▶ [Directive]: Your task is to repeat all of the data exactly while excluding the pictures.
───
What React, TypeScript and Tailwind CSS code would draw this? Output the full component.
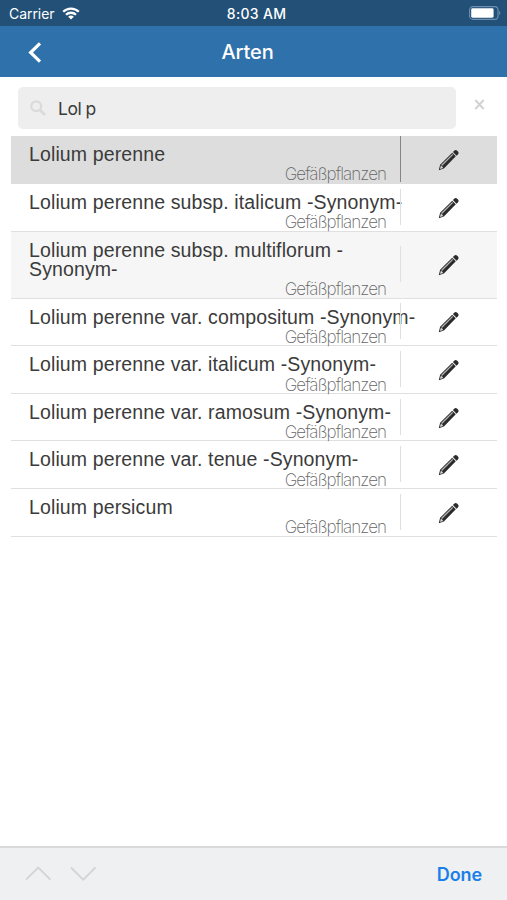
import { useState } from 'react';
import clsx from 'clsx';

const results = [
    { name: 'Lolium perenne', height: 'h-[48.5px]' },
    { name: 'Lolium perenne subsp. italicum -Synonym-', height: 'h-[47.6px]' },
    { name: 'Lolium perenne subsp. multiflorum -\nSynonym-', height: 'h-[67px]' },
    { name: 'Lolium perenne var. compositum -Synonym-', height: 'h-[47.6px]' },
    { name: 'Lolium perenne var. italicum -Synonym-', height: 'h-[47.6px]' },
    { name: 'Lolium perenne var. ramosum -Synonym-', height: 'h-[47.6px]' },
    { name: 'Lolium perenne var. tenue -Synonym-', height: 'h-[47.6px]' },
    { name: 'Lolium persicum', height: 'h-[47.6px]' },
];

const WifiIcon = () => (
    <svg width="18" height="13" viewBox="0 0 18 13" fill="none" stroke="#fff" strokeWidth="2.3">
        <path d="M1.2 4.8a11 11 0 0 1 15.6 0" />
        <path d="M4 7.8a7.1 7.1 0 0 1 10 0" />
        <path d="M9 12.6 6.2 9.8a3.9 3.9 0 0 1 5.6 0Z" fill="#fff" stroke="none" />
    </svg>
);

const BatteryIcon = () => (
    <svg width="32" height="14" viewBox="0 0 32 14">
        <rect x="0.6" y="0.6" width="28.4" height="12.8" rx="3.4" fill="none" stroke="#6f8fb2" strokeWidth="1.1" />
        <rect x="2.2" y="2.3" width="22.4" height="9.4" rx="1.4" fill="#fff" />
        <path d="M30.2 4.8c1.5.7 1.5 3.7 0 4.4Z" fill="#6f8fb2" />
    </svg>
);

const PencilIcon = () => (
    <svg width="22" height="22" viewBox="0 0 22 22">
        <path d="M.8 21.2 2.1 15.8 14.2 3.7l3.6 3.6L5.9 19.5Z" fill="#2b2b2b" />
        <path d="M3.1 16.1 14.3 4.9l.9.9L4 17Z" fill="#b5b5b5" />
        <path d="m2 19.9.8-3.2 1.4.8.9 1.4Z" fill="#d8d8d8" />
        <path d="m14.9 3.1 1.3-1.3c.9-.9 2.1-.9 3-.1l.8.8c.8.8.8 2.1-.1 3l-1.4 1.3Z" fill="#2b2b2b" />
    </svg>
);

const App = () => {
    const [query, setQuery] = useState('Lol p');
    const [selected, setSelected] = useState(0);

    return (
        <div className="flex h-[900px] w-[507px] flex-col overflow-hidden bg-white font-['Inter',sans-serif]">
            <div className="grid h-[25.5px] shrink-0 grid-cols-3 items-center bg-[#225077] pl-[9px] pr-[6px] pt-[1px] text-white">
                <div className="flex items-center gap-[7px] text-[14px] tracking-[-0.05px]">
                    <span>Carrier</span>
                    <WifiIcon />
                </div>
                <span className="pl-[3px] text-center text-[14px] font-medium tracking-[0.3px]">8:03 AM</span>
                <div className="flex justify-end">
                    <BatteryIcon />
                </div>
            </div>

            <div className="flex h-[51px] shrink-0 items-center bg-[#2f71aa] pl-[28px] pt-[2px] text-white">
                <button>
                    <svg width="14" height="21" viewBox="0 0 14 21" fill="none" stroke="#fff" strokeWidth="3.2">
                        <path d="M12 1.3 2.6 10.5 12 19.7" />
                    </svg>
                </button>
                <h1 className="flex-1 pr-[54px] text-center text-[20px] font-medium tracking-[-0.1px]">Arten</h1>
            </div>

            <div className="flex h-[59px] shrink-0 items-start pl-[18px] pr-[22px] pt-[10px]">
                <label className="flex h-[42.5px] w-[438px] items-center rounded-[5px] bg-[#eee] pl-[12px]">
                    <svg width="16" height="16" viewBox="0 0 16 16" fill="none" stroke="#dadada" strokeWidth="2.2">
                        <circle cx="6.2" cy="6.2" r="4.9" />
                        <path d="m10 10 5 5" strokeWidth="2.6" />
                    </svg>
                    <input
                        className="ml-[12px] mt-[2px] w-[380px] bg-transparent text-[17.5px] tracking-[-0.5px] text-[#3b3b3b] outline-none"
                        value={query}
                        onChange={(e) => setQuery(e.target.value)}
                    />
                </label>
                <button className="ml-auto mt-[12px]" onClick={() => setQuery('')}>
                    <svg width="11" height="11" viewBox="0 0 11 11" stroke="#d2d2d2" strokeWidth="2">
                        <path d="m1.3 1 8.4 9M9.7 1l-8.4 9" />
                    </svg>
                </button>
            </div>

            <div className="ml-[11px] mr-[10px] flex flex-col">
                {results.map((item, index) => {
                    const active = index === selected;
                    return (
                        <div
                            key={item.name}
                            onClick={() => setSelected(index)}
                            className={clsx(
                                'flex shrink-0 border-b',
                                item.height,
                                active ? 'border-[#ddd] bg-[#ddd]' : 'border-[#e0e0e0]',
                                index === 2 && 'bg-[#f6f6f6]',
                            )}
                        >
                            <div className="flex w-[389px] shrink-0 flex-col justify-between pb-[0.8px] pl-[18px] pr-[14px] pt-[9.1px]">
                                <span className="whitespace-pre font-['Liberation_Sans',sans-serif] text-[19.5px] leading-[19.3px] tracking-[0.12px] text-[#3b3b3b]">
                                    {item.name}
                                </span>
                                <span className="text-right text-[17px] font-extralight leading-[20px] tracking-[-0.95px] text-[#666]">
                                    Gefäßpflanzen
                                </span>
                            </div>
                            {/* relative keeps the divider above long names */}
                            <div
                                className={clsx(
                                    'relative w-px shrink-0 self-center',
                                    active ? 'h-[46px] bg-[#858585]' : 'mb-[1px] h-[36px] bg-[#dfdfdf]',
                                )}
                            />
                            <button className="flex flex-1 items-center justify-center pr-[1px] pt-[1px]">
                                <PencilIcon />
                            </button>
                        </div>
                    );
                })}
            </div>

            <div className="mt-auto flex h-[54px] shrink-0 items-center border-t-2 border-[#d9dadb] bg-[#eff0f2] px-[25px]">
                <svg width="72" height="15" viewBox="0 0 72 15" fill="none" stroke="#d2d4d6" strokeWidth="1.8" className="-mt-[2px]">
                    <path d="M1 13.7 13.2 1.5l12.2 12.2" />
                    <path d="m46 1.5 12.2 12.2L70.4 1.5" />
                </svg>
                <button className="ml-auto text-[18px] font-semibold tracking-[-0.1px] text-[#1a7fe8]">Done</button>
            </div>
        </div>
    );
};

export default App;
───
▶ [Reply to the task]:
What React, TypeScript and Tailwind CSS code would draw this? Output the full component.
import { useState } from 'react';
import clsx from 'clsx';

const results = [
    { name: 'Lolium perenne', height: 'h-[48.5px]' },
    { name: 'Lolium perenne subsp. italicum -Synonym-', height: 'h-[47.6px]' },
    { name: 'Lolium perenne subsp. multiflorum -\nSynonym-', height: 'h-[67px]' },
    { name: 'Lolium perenne var. compositum -Synonym-', height: 'h-[47.6px]' },
    { name: 'Lolium perenne var. italicum -Synonym-', height: 'h-[47.6px]' },
    { name: 'Lolium perenne var. ramosum -Synonym-', height: 'h-[47.6px]' },
    { name: 'Lolium perenne var. tenue -Synonym-', height: 'h-[47.6px]' },
    { name: 'Lolium persicum', height: 'h-[47.6px]' },
];

const WifiIcon = () => (
    <svg width="18" height="13" viewBox="0 0 18 13" fill="none" stroke="#fff" strokeWidth="2.3">
        <path d="M1.2 4.8a11 11 0 0 1 15.6 0" />
        <path d="M4 7.8a7.1 7.1 0 0 1 10 0" />
        <path d="M9 12.6 6.2 9.8a3.9 3.9 0 0 1 5.6 0Z" fill="#fff" stroke="none" />
    </svg>
);

const BatteryIcon = () => (
    <svg width="32" height="14" viewBox="0 0 32 14">
        <rect x="0.6" y="0.6" width="28.4" height="12.8" rx="3.4" fill="none" stroke="#6f8fb2" strokeWidth="1.1" />
        <rect x="2.2" y="2.3" width="22.4" height="9.4" rx="1.4" fill="#fff" />
        <path d="M30.2 4.8c1.5.7 1.5 3.7 0 4.4Z" fill="#6f8fb2" />
    </svg>
);

const PencilIcon = () => (
    <svg width="22" height="22" viewBox="0 0 22 22">
        <path d="M.8 21.2 2.1 15.8 14.2 3.7l3.6 3.6L5.9 19.5Z" fill="#2b2b2b" />
        <path d="M3.1 16.1 14.3 4.9l.9.9L4 17Z" fill="#b5b5b5" />
        <path d="m2 19.9.8-3.2 1.4.8.9 1.4Z" fill="#d8d8d8" />
        <path d="m14.9 3.1 1.3-1.3c.9-.9 2.1-.9 3-.1l.8.8c.8.8.8 2.1-.1 3l-1.4 1.3Z" fill="#2b2b2b" />
    </svg>
);

const App = () => {
    const [query, setQuery] = useState('Lol p');
    const [selected, setSelected] = useState(0);

    return (
        <div className="flex h-[900px] w-[507px] flex-col overflow-hidden bg-white font-['Inter',sans-serif]">
            <div className="grid h-[25.5px] shrink-0 grid-cols-3 items-center bg-[#225077] pl-[9px] pr-[6px] pt-[1px] text-white">
                <div className="flex items-center gap-[7px] text-[14px] tracking-[-0.05px]">
                    <span>Carrier</span>
                    <WifiIcon />
                </div>
                <span className="pl-[3px] text-center text-[14px] font-medium tracking-[0.3px]">8:03 AM</span>
                <div className="flex justify-end">
                    <BatteryIcon />
                </div>
            </div>

            <div className="flex h-[51px] shrink-0 items-center bg-[#2f71aa] pl-[28px] pt-[2px] text-white">
                <button>
                    <svg width="14" height="21" viewBox="0 0 14 21" fill="none" stroke="#fff" strokeWidth="3.2">
                        <path d="M12 1.3 2.6 10.5 12 19.7" />
                    </svg>
                </button>
                <h1 className="flex-1 pr-[54px] text-center text-[20px] font-medium tracking-[-0.1px]">Arten</h1>
            </div>

            <div className="flex h-[59px] shrink-0 items-start pl-[18px] pr-[22px] pt-[10px]">
                <label className="flex h-[42.5px] w-[438px] items-center rounded-[5px] bg-[#eee] pl-[12px]">
                    <svg width="16" height="16" viewBox="0 0 16 16" fill="none" stroke="#dadada" strokeWidth="2.2">
                        <circle cx="6.2" cy="6.2" r="4.9" />
                        <path d="m10 10 5 5" strokeWidth="2.6" />
                    </svg>
                    <input
                        className="ml-[12px] mt-[2px] w-[380px] bg-transparent text-[17.5px] tracking-[-0.5px] text-[#3b3b3b] outline-none"
                        value={query}
                        onChange={(e) => setQuery(e.target.value)}
                    />
                </label>
                <button className="ml-auto mt-[12px]" onClick={() => setQuery('')}>
                    <svg width="11" height="11" viewBox="0 0 11 11" stroke="#d2d2d2" strokeWidth="2">
                        <path d="m1.3 1 8.4 9M9.7 1l-8.4 9" />
                    </svg>
                </button>
            </div>

            <div className="ml-[11px] mr-[10px] flex flex-col">
                {results.map((item, index) => {
                    const active = index === selected;
                    return (
                        <div
                            key={item.name}
                            onClick={() => setSelected(index)}
                            className={clsx(
                                'flex shrink-0 border-b',
                                item.height,
                                active ? 'border-[#ddd] bg-[#ddd]' : 'border-[#e0e0e0]',
                                index === 2 && 'bg-[#f6f6f6]',
                            )}
                        >
                            <div className="flex w-[389px] shrink-0 flex-col justify-between pb-[0.8px] pl-[18px] pr-[14px] pt-[9.1px]">
                                <span className="whitespace-pre font-['Liberation_Sans',sans-serif] text-[19.5px] leading-[19.3px] tracking-[0.12px] text-[#3b3b3b]">
                                    {item.name}
                                </span>
                                <span className="text-right text-[17px] font-extralight leading-[20px] tracking-[-0.95px] text-[#666]">
                                    Gefäßpflanzen
                                </span>
                            </div>
                            {/* relative keeps the divider above long names */}
                            <div
                                className={clsx(
                                    'relative w-px shrink-0 self-center',
                                    active ? 'h-[46px] bg-[#858585]' : 'mb-[1px] h-[36px] bg-[#dfdfdf]',
                                )}
                            />
                            <button className="flex flex-1 items-center justify-center pr-[1px] pt-[1px]">
                                <PencilIcon />
                            </button>
                        </div>
                    );
                })}
            </div>

            <div className="mt-auto flex h-[54px] shrink-0 items-center border-t-2 border-[#d9dadb] bg-[#eff0f2] px-[25px]">
                <svg width="72" height="15" viewBox="0 0 72 15" fill="none" stroke="#d2d4d6" strokeWidth="1.8" className="-mt-[2px]">
                    <path d="M1 13.7 13.2 1.5l12.2 12.2" />
                    <path d="m46 1.5 12.2 12.2L70.4 1.5" />
                </svg>
                <button className="ml-auto text-[18px] font-semibold tracking-[-0.1px] text-[#1a7fe8]">Done</button>
            </div>
        </div>
    );
};

export default App;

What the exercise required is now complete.